This is a transcription of the Swanzey, NH description from A Gazetteer of New Hampshire Containing Descriptions of all the Counties, Towns and Districts in the State by John Hayward, John P. Jewett (publisher), Boston, 1849.
SWANZEY
CHESHIRE CO. The principal streams in this town are the Ashuelot and the South Branch Rivers. The former passes through Swanzey in a south-west direction, and empties into the Connecticut at Hinsdale. This is a stream of much importance, and is made navigable for boats as far up as Keene, excepting a carrying place about the rapids at Winchester. The South Branch unites with the Ashuelot about one mile north from the centre of the town.
The surface here is somewhat diversified with hills, valleys, and swells of upland. There is one pond in the south-west part of the town, the source of the South Branch. There is a mineral spring, the water of which is impregnated with sulphate of iron.

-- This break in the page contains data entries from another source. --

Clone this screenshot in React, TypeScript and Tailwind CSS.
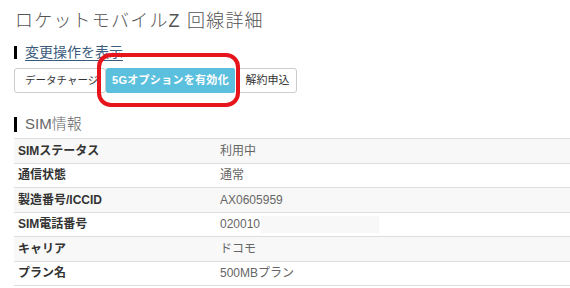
import React from 'react'

const rows = [
    { label: 'SIMステータス', value: '利用中' },
    { label: '通信状態', value: '通常' },
    { label: '製造番号/ICCID', value: 'AX0605959' },
    { label: 'SIM電話番号', value: '020010', masked: true },
    { label: 'キャリア', value: 'ドコモ' },
    { label: 'プラン名', value: '500MBプラン' },
]

export default function App() {
    return (
        <div
            className="relative w-[570px] h-[288px] overflow-hidden bg-white text-[#333]"
            style={{ fontFamily: '"Liberation Sans", "Noto Sans CJK JP", sans-serif' }}
        >
            {/* Title */}
            <h1 className="pl-[15px] pt-[9px] text-[18px] leading-[24px] font-light tracking-[1.2px] text-[#555]">
                ロケットモバイルZ 回線詳細
            </h1>

            {/* Change operations */}
            <div className="mt-[12px] ml-[14px] flex items-center h-[14px]">
                <span className="w-[3px] h-[13px] bg-black" />
                <a className="ml-[8px] text-[14px] leading-[14px] text-[#3b5b7d] underline underline-offset-[3px] decoration-[1px]">
                    変更操作を表示
                </a>
            </div>

            <div className="mt-[9px] ml-[14px] flex items-center h-[25px]">
                <button className="h-[25px] w-[92px] pl-[10px] text-left rounded-[3px] border border-[#ccc] bg-white text-[10.5px] text-[#333] whitespace-nowrap overflow-hidden">
                    データチャージ
                </button>
                <button className="h-[25px] w-[129px] rounded-[2px] bg-[#5bc0de] text-white text-[11px] font-bold tracking-[0.3px]">
                    5Gオプションを有効化
                </button>
                <button className="ml-[3px] h-[25px] w-[59px] rounded-[3px] border border-[#ccc] bg-white text-[11px] text-[#333]">
                    解約申込
                </button>
            </div>

            {/* Highlight marker */}
            <div className="absolute left-[97px] top-[53px] w-[143px] h-[54px] rounded-[14px] border-[4px] border-[#e8141c]" />

            {/* SIM info */}
            <div className="mt-[23px] ml-[14px] flex items-center h-[16px]">
                <span className="w-[3px] h-[15px] bg-black" />
                <span className="ml-[8px] text-[15px] leading-[16px] font-light text-[#666]">SIM情報</span>
            </div>

            <div className="mt-[6px] ml-[14px] border-t border-[#ddd]">
                {rows.map((row, i) => (
                    <div
                        key={i}
                        className={`flex items-center h-[24.5px] border-b border-[#ddd] ${i % 2 === 0 ? 'bg-[#f8f8f8]' : 'bg-white'}`}
                    >
                        <div className="w-[206px] pl-[4px] text-[12px] font-bold text-[#333]">{row.label}</div>
                        <div className="flex items-center text-[12px] text-[#666]">
                            {row.value}
                            {row.masked && <span className="ml-[1px] w-[118px] h-[17px] bg-[#f8f8f8]" />}
                        </div>
                    </div>
                ))}
            </div>
        </div>
    )
}
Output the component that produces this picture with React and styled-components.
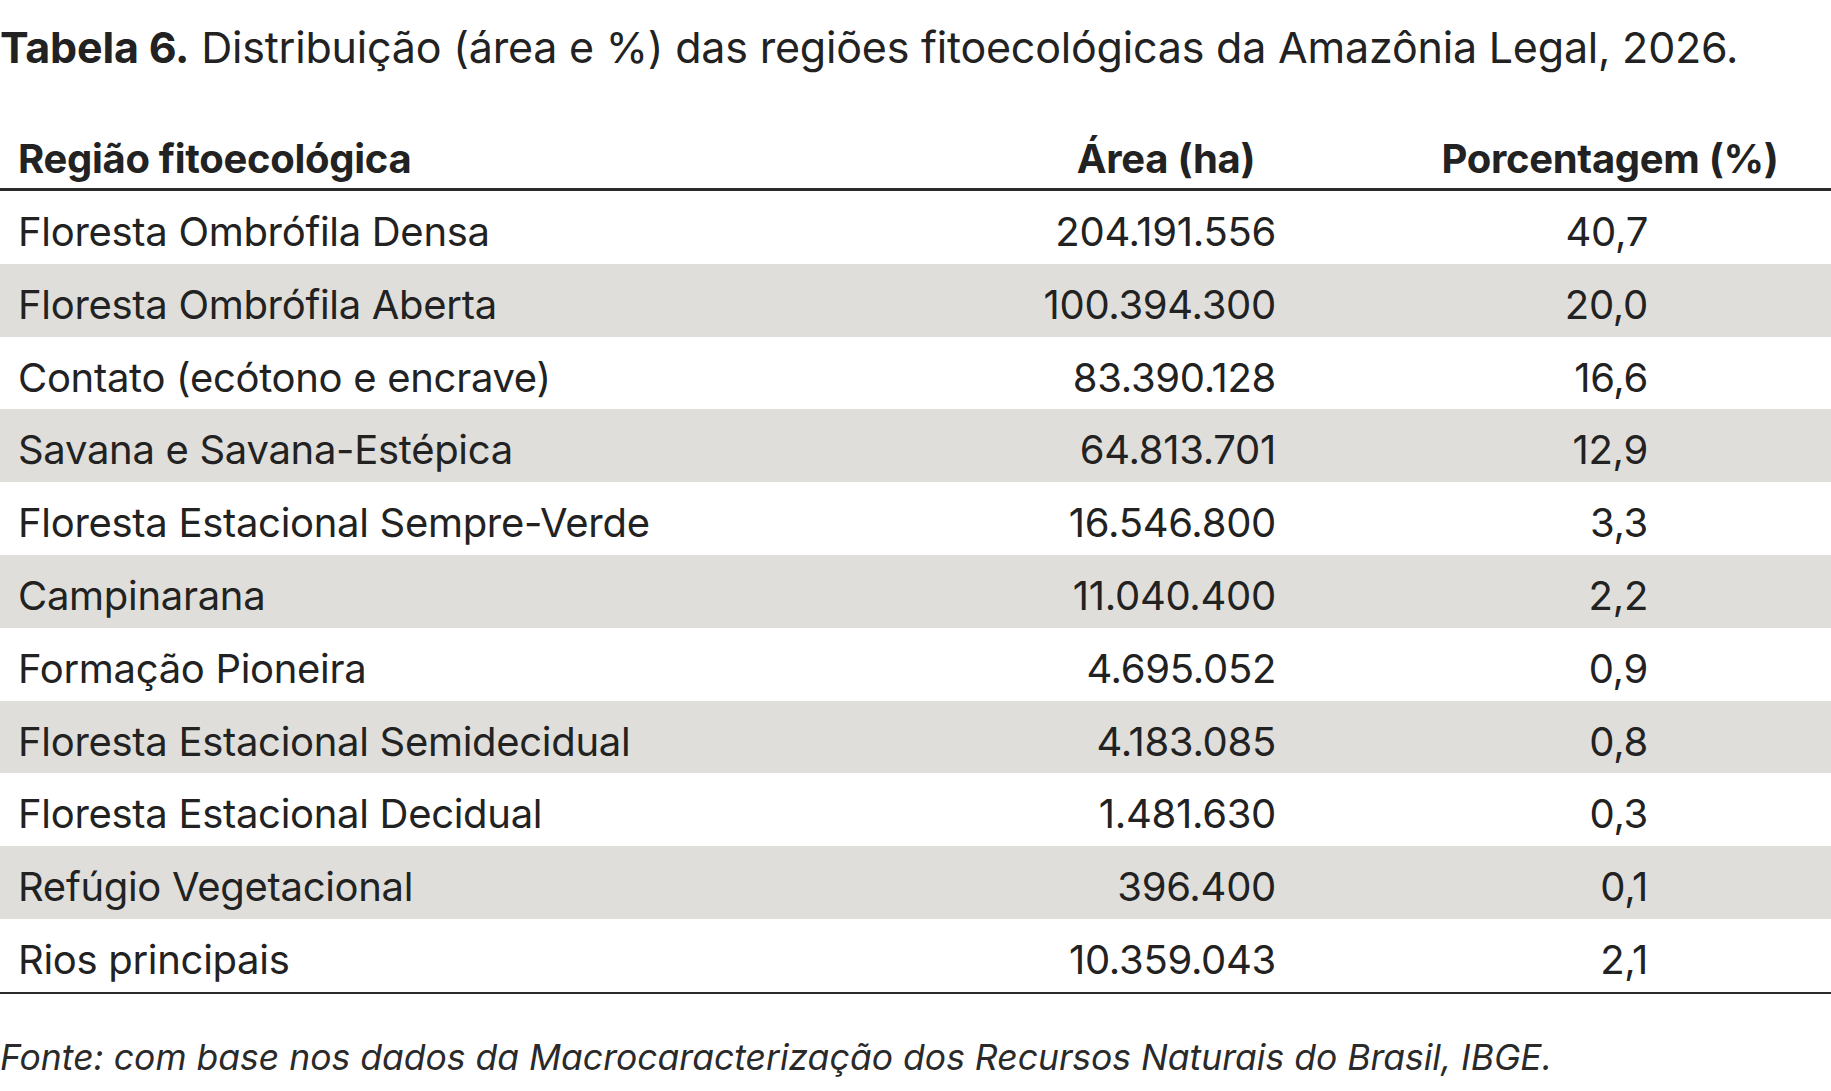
import React from "react";
import styled, { createGlobalStyle } from "styled-components";

const Global = createGlobalStyle`
  html, body { margin: 0; padding: 0; background: #ffffff; }
  body { font-family: Inter, "Noto Sans", sans-serif; color: #222222; }
`;

const Page = styled.div`
  width: 1831px;
  display: flex;
  flex-direction: column;
`;

const Title = styled.p`
  margin: 21px 0 0 0;
  font-size: 43px;
  line-height: 52px;
  font-weight: 400;
  letter-spacing: -0.2px;
  color: #222222;
`;

const Strong = styled.span`
  font-weight: 700;
`;

const Table = styled.div`
  margin-top: 63px;
  display: grid;
  grid-template-columns: 943px 446px 442px;
  border-bottom: 2.5px solid #2b2b2b;
`;

const Row = styled.div`
  display: contents;
`;

const HeadCell = styled.div`
  padding: 0 ${(p) => p.$pr || 0}px 6px ${(p) => p.$pl || 0}px;
  font-size: 40px;
  line-height: 46px;
  font-weight: 700;
  letter-spacing: -0.3px;
  text-align: ${(p) => p.$align || "left"};
  border-bottom: 3px solid #2b2b2b;
  color: #222222;
`;

const Cell = styled.div`
  height: 72.8px;
  box-sizing: border-box;
  padding: 18px ${(p) => p.$pr || 0}px 0 ${(p) => p.$pl || 0}px;
  font-size: 40px;
  line-height: 46px;
  font-weight: 400;
  letter-spacing: -0.3px;
  text-align: ${(p) => p.$align || "left"};
  background: ${(p) => (p.$shaded ? "#dfdeda" : "#ffffff")};
  color: #222222;
  white-space: nowrap;
`;

const Source = styled.p`
  margin: 42px 0 0 0;
  font-size: 35.5px;
  line-height: 44px;
  font-style: italic;
  color: #2a2a2a;
`;

const rows = [
  ["Floresta Ombrófila Densa", "204.191.556", "40,7"],
  ["Floresta Ombrófila Aberta", "100.394.300", "20,0"],
  ["Contato (ecótono e encrave)", "83.390.128", "16,6"],
  ["Savana e Savana-Estépica", "64.813.701", "12,9"],
  ["Floresta Estacional Sempre-Verde", "16.546.800", "3,3"],
  ["Campinarana", "11.040.400", "2,2"],
  ["Formação Pioneira", "4.695.052", "0,9"],
  ["Floresta Estacional Semidecidual", "4.183.085", "0,8"],
  ["Floresta Estacional Decidual", "1.481.630", "0,3"],
  ["Refúgio Vegetacional", "396.400", "0,1"],
  ["Rios principais", "10.359.043", "2,1"],
];

export default function App() {
  return (
    <Page>
      <Global />
      <Title>
        <Strong>Tabela 6.</Strong> Distribuição (área e %) das regiões fitoecológicas da Amazônia Legal, 2026.
      </Title>
      <Table>
        <Row>
          <HeadCell $pl={18}>Região fitoecológica</HeadCell>
          <HeadCell $align="center">Área (ha)</HeadCell>
          <HeadCell $align="center">Porcentagem (%)</HeadCell>
        </Row>
        {rows.map((r, i) => (
          <Row key={r[0]}>
            <Cell $pl={18} $shaded={i % 2 === 1}>{r[0]}</Cell>
            <Cell $align="right" $pr={113} $shaded={i % 2 === 1}>{r[1]}</Cell>
            <Cell $align="right" $pr={183} $shaded={i % 2 === 1}>{r[2]}</Cell>
          </Row>
        ))}
      </Table>
      <Source>
        Fonte: com base nos dados da Macrocaracterização dos Recursos Naturais do Brasil, IBGE.
      </Source>
    </Page>
  );
}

From 1741 to 1747, this town suffered much from Indian depredations. Several of the inhabitants were killed and many were made prisoners. After Massachusetts withdrew her protection, the settlers collected together their household furniture, such as chests, tables, iron and brass ware, and concealed it in the ground, covering the place of concealment with leaves, trees, &c., and left their plantation to the disposition of the Indians, who were not tardy in setting fire to their forts, which, with every house except one, they reduced to ashes. Most of the people went to their former places of residence in Massachusetts. They returned about three years afterwards, and nothing about their former habitation was to be seen, but ruin and desolation.
Boundaries. North by Keene, east by Marlborough and Troy, south by Richmond, and west by Winchester and Chesterfield.
First Ministers. Rev. Timothy Harrington, settled in 1741; left in 1747. Rev. Ezra Carpenter, settled in 1753: dismissed in 1769. Rev. Edward Goddard, settled in 1769; dismissed in 1798. Rev. Clarke Browne, settled in 1810; dismissed in 1815.
Productions of the Soil. Indian corn 8,785 bushels; potatoes, 34,520 bushels; hay, 3,269 tons: wool, 6,374 lbs.; maple sugar, 12,200 pounds.
Distances. Six miles south from Keene, and sixty south-west from Concord.